Althea Anderson: Respect, Joe, I sure hope that you do, because you’re right. Both sides of the partnership have to push for different ways of thinking and operating. It can’t just be on this side because there are so few of us here and we are term limited and we decide to make decisions about transitioning our careers. So I think that there are certain ways that we have operated that [the Hewlett Foundation] has supported, but we’ve also changed the institution. And so I think there is the hope that the institution, if we’re here or not here, will continue to show up consistently around how to operate in a more inclusive and equitable way. And that’s what I really hope that my tenure at the foundation will allow is institutionalizing more equitable transformative practices. So even when we’re gone, whoever comes after us, this is a new way of operating in partnership with grantees in Africa and across the world.

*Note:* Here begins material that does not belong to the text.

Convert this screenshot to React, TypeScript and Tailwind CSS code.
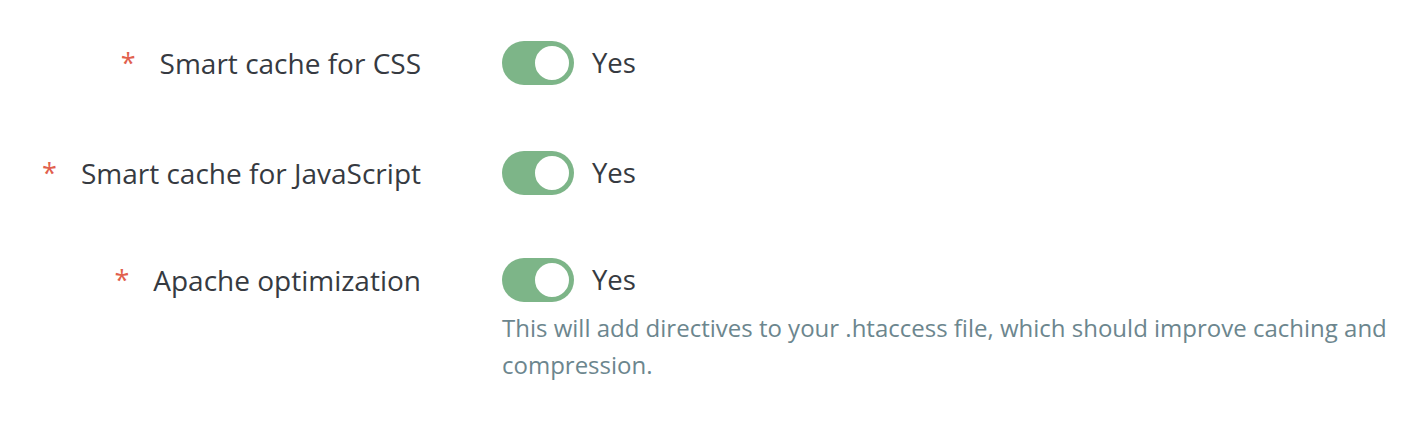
import React from 'react';

const rows = [
  { label: 'Smart cache for CSS', mb: 'mb-[66px]' },
  { label: 'Smart cache for JavaScript', mb: 'mb-[63px]' },
  {
    label: 'Apache optimization',
    mb: '',
    help: 'This will add directives to your .htaccess file, which should improve caching and compression.',
  },
];

const Toggle: React.FC = () => (
  <div className="relative w-[72px] h-[44px] rounded-full bg-[#7db588] shrink-0">
    <div className="absolute right-[2px] top-[2px] w-[40px] h-[40px] rounded-full bg-white border-[3px] border-[#7db588]" />
  </div>
);

export default function App() {
  return (
    <div
      className="w-[1424px] h-[424px] bg-white pt-[41px]"
      style={{ fontFamily: '"Open Sans", "Liberation Sans", sans-serif' }}
    >
      {rows.map((row) => (
        <div key={row.label} className={`grid grid-cols-[421px_1fr] gap-x-[81px] ${row.mb}`}>
          <div className="flex items-center justify-end h-[44px]">
            <span className="text-[#e1604d] text-[27px] mr-[24px] leading-none mt-[-2px]">*</span>
            <span className="text-[#363a41] text-[28px] leading-none">{row.label}</span>
          </div>
          <div>
            <div className="flex items-center h-[44px]">
              <Toggle />
              <span className="ml-[18px] text-[#363a41] text-[27.5px] leading-none">Yes</span>
            </div>
            {row.help && (
              <p className="mt-[7px] w-[900px] text-[24px] leading-[37px] text-[#6c868e]">{row.help}</p>
            )}
          </div>
        </div>
      ))}
    </div>
  );
}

… [Another] key thing I take away from the Hewlett Foundation is the shift between the time I joined in 2016 and now. It has been massive in terms of how we think about diversity, equity, and inclusion. Those principles are so core to everything we do, whether it is philanthropy or governance and the like, it’s just so central to what we do as human beings. And I feel like the institutional shift has been very positive and that is one thing I’m really taking away with me … in my new role, that is going to be the core principle we want to build on because inclusion— really recognizing that everybody has a role to play—is important. Of course, being open and transparent about how you operate as an institution in the continent is important. So for me, the values and principles of the Hewlett Foundation are going to follow me wherever I go.